> [TASK INSTRUCTIONS] Count every line below in which "recreates" occurs, then give only the count.

======== RECORDS PROVIDED ========

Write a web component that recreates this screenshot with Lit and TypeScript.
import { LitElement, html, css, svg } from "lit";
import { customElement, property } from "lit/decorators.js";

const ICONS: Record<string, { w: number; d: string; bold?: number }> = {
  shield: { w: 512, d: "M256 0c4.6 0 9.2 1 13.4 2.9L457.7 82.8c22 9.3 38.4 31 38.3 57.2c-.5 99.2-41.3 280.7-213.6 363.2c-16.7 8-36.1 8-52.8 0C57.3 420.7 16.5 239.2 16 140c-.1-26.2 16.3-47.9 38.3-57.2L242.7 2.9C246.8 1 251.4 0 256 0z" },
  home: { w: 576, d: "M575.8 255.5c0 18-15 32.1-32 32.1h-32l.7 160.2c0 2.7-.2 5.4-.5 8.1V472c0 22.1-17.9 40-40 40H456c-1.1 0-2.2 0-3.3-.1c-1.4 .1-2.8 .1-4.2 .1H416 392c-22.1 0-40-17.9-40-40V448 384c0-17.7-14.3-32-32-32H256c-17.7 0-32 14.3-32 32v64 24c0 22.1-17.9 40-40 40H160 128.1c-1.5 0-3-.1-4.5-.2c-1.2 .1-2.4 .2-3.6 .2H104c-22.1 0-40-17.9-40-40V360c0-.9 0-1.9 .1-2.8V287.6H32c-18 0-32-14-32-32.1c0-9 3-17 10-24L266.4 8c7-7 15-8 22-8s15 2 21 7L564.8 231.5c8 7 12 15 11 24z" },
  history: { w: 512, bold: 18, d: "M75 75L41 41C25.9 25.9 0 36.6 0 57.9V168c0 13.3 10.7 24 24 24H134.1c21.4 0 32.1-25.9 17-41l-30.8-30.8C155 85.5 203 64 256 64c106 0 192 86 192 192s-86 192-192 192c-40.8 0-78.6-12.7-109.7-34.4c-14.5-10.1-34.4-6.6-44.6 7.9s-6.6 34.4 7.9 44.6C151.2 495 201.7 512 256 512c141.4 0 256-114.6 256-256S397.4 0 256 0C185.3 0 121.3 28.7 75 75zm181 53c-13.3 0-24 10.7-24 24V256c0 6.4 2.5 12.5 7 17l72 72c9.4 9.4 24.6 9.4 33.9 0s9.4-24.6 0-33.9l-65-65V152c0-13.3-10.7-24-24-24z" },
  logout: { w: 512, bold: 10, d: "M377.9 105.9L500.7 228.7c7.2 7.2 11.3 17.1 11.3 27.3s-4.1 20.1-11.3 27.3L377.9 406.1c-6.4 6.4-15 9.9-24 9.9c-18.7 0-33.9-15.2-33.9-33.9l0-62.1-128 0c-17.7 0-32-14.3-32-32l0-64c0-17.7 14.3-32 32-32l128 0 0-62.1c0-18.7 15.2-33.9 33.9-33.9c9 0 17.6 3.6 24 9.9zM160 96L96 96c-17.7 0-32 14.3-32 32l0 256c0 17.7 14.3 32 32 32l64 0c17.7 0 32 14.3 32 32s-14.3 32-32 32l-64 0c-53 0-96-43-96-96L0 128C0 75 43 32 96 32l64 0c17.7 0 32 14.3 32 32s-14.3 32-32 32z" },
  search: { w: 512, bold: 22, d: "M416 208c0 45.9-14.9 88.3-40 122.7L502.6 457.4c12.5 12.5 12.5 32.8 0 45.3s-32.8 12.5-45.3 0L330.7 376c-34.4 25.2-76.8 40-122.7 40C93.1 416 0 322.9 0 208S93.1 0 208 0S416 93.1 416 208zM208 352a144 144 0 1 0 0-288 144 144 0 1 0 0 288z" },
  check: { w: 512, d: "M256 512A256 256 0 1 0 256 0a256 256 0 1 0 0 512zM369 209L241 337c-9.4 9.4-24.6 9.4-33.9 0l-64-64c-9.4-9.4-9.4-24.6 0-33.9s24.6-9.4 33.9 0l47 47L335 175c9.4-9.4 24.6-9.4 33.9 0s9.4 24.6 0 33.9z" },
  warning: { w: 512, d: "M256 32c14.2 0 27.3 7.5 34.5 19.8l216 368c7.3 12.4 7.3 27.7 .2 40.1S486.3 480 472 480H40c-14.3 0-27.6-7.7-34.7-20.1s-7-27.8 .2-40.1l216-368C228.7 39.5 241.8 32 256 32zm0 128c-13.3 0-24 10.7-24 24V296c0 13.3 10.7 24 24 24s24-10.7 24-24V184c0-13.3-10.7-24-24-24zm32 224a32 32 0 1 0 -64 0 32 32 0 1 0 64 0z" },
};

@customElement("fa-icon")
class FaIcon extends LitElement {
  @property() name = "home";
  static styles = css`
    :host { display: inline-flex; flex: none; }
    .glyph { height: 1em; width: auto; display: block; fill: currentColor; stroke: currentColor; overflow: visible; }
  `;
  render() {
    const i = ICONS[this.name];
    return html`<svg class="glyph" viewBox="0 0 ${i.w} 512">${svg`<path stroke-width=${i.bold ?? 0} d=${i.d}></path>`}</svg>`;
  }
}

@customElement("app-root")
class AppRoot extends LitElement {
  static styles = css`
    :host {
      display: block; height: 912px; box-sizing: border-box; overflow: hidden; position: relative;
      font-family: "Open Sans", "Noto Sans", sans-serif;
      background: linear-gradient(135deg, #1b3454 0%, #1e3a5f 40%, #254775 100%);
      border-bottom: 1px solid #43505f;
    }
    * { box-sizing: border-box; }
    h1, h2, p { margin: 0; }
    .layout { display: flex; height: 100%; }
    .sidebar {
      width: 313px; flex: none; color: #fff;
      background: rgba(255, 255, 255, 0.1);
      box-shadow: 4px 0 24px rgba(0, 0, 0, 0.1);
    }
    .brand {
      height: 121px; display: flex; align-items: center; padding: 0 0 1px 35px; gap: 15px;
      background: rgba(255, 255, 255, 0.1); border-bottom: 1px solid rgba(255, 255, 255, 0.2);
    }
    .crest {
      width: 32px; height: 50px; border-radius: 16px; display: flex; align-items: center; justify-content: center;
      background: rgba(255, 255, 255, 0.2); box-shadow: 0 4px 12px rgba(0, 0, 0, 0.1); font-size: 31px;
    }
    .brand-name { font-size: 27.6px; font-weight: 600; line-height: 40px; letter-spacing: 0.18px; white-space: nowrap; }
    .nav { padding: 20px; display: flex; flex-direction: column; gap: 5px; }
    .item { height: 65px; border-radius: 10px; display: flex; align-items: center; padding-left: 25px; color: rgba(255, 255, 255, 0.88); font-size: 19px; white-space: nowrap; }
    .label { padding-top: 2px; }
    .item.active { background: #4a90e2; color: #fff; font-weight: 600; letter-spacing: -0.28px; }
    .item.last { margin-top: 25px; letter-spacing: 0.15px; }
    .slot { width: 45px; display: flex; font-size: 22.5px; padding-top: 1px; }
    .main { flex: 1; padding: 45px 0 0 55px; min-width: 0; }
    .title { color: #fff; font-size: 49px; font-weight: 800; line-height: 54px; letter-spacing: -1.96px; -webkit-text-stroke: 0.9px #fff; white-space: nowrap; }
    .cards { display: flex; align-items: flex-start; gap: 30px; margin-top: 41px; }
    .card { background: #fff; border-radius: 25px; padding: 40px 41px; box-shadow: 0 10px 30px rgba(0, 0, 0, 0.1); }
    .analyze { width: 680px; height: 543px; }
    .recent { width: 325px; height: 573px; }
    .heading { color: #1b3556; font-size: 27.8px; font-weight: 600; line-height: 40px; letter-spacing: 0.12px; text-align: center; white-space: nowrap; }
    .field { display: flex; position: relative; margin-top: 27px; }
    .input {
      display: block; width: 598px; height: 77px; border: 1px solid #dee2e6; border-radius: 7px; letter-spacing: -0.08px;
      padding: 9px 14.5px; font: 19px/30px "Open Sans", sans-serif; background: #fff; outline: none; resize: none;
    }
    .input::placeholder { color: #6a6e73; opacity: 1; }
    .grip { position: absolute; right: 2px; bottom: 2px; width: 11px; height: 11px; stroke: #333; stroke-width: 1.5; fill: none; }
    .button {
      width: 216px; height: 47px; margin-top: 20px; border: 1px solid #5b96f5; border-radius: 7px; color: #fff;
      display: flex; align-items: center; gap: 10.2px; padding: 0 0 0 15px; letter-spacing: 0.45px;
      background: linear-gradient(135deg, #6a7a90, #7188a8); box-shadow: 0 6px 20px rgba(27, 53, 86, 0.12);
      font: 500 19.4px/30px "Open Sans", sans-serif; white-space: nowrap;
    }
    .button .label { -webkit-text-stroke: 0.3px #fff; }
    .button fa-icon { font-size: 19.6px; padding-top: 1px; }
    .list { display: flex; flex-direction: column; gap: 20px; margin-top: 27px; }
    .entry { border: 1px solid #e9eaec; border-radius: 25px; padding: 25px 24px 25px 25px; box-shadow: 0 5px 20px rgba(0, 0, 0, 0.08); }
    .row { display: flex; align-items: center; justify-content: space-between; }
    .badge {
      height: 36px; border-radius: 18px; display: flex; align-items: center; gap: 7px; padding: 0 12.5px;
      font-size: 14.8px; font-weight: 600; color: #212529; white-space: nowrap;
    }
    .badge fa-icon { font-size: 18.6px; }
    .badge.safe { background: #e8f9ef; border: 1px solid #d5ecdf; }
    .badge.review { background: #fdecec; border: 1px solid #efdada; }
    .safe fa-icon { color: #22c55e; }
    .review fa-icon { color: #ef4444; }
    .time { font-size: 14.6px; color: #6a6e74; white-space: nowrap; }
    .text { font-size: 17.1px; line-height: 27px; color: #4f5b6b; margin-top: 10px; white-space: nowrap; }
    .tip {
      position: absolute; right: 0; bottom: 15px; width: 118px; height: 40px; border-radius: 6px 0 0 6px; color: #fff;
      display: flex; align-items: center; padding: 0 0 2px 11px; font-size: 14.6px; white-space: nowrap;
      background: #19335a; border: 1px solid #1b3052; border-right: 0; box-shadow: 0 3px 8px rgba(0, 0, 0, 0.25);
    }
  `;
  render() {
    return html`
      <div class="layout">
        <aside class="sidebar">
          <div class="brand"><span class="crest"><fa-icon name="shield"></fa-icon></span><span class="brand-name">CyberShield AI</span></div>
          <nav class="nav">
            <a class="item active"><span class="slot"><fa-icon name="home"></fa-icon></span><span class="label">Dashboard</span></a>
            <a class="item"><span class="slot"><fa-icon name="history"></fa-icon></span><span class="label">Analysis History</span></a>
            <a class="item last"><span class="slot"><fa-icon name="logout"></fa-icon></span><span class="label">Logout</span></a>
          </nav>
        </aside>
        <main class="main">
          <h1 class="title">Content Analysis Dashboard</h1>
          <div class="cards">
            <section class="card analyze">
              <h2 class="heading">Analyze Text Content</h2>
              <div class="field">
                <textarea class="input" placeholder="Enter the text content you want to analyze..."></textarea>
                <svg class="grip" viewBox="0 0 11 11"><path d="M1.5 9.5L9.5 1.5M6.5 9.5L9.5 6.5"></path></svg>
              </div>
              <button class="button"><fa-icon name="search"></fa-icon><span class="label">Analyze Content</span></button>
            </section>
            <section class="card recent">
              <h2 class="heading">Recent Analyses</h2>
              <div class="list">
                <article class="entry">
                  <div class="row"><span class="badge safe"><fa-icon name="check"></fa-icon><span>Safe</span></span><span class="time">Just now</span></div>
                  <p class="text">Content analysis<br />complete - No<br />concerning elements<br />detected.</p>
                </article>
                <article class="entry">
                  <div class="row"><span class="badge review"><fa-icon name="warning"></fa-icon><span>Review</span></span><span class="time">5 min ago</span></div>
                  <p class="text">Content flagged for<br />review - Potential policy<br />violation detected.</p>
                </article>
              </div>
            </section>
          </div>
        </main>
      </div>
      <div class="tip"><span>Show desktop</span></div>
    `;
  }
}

========
======== RECORDS PROVIDED ========

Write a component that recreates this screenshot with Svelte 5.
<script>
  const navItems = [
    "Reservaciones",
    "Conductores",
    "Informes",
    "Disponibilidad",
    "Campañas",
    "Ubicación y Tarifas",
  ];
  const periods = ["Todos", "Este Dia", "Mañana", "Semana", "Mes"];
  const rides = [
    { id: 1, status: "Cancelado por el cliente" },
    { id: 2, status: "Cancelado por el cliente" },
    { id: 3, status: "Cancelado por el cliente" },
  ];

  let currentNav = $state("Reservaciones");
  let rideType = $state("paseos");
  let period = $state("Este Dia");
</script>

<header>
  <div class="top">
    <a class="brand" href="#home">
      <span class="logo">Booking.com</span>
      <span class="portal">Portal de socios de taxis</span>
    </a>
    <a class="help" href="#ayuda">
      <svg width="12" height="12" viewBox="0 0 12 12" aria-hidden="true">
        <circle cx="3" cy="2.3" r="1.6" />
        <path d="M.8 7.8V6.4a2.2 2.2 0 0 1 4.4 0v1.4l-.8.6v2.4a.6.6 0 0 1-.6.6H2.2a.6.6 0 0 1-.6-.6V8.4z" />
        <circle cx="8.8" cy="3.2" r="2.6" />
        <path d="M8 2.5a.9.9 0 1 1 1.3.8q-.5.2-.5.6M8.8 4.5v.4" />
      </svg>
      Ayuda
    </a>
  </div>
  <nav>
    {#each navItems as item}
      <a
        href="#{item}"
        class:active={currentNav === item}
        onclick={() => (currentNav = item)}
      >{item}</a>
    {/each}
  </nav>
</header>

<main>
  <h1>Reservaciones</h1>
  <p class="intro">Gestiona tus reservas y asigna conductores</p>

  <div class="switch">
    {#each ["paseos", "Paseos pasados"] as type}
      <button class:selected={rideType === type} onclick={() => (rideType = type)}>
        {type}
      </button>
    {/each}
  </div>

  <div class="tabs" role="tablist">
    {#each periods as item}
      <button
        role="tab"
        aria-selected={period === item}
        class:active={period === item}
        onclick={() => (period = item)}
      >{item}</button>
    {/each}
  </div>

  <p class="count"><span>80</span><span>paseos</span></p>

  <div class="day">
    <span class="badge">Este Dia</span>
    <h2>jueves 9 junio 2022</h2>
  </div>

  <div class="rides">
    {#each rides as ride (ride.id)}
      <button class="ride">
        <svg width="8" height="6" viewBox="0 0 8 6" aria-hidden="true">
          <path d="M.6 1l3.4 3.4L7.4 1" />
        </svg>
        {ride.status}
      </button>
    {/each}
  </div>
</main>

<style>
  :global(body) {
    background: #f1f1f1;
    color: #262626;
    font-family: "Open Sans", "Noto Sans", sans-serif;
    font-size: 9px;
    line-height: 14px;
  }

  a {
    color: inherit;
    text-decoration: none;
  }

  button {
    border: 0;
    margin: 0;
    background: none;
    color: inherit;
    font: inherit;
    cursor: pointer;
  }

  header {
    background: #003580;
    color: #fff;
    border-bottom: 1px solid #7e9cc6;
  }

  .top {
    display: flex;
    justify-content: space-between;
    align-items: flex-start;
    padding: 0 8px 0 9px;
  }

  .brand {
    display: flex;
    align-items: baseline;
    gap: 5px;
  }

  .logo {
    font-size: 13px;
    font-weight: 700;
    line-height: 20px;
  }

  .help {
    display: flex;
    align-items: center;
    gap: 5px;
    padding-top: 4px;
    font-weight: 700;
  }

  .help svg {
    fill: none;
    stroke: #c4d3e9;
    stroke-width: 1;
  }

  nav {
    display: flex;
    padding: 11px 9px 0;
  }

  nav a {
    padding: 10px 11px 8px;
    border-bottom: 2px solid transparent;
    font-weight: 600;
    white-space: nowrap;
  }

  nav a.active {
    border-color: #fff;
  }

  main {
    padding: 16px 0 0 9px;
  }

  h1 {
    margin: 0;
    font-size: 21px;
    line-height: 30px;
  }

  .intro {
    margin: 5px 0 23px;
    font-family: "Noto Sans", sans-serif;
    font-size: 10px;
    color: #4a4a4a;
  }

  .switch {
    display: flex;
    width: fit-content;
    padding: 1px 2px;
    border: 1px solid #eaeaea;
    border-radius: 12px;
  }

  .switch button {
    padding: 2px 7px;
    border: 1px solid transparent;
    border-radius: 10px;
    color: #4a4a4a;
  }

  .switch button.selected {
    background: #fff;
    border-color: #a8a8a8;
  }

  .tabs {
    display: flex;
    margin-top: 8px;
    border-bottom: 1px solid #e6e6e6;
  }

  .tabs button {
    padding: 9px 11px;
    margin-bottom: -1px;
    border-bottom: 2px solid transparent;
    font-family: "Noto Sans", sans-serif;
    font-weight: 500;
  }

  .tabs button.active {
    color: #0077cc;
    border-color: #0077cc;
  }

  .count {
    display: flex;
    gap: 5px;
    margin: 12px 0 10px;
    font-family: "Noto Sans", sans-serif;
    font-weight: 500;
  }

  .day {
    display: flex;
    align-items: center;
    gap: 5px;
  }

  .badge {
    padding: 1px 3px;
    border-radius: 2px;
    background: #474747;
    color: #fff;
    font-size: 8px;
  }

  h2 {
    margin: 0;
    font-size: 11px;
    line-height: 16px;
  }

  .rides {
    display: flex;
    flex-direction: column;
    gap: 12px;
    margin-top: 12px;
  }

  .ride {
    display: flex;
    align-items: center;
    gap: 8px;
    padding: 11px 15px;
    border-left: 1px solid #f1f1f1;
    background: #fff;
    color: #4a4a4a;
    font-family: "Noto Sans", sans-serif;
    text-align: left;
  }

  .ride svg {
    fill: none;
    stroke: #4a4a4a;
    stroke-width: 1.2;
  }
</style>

========
======== RECORDS PROVIDED ========

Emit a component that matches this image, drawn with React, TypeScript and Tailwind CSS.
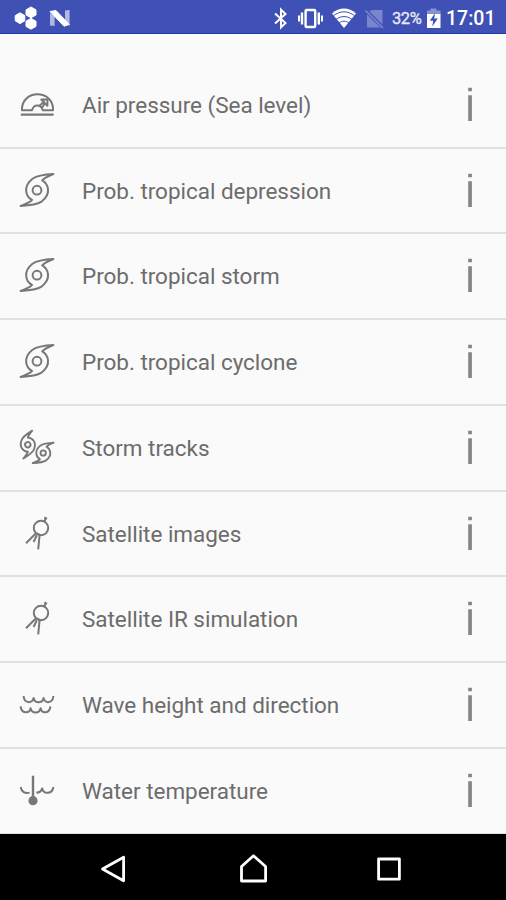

========

> [EXERCISE RESPONSE] 2